Compression set, hygrothermal treatment, mechanical properties, physical properties, Populus deltoides, wood densification


Combined hygro-thermo-mechanical technique was adopted and used for densification of poplar wood instead of sole treatment. This technique is combination of two techniques of hygrothermal treatment and densification of wood. For treatment, poplar wood blocks were initially treated hygrothermally at temperatures of 130, 150 and 170°C for holding time of 20, 40 minutes. Afterwards, the densification process was carried out under a hot press (temperature 160°C for 20 minutes). For densification compression set was adjusted for 40 and 60 percent based on the initial thickness (radial direction) of the blocks. The densified and non-densified wood blocks were tested for physical and mechanical properties as density, water absorption, thickness swelling, springback, bending strength, modulus of elasticity as well as shear strength parallel to grain.
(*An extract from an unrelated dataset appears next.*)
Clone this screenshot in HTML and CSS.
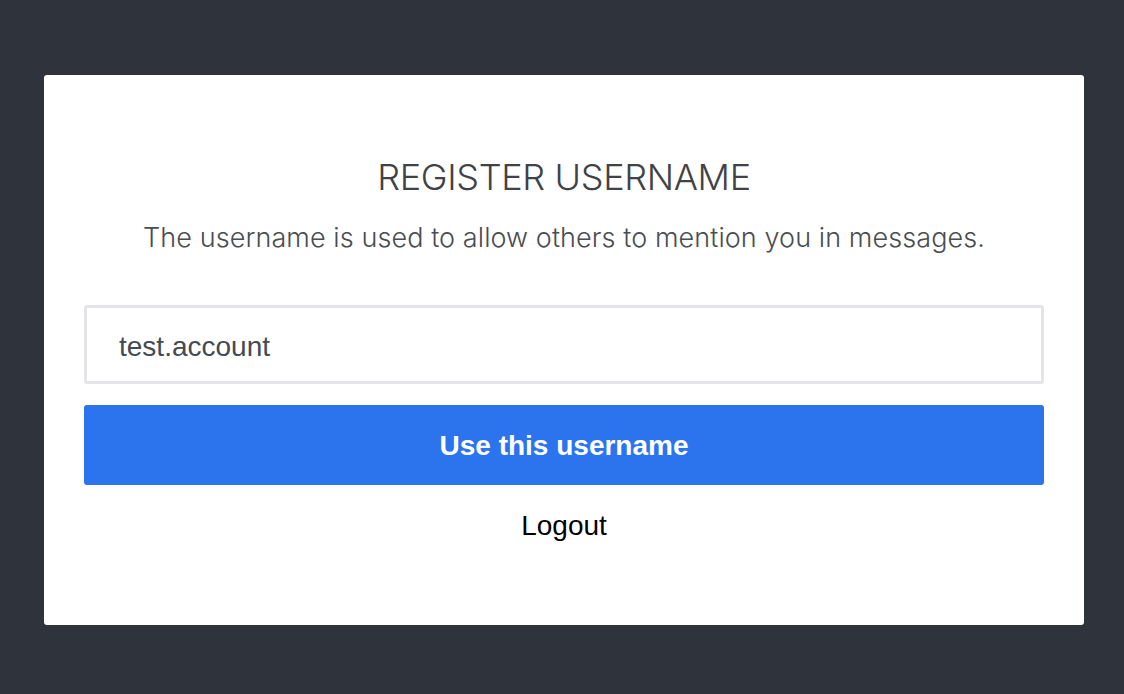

Results revealed that wood properties were enhanced due to the combined hygro-thermo-mechanical -treatment. According to the results, wood density was increased due to the combined hygro-thermo-mechanical -treatment significantly. The treatment improved the dimensional stability of the densified samples. It was also found that the combined hygro-thermo-mechanical -treatment could significantly improve mechanical properties and also reduce the springback in the densified poplar wood.


Download data is not yet available.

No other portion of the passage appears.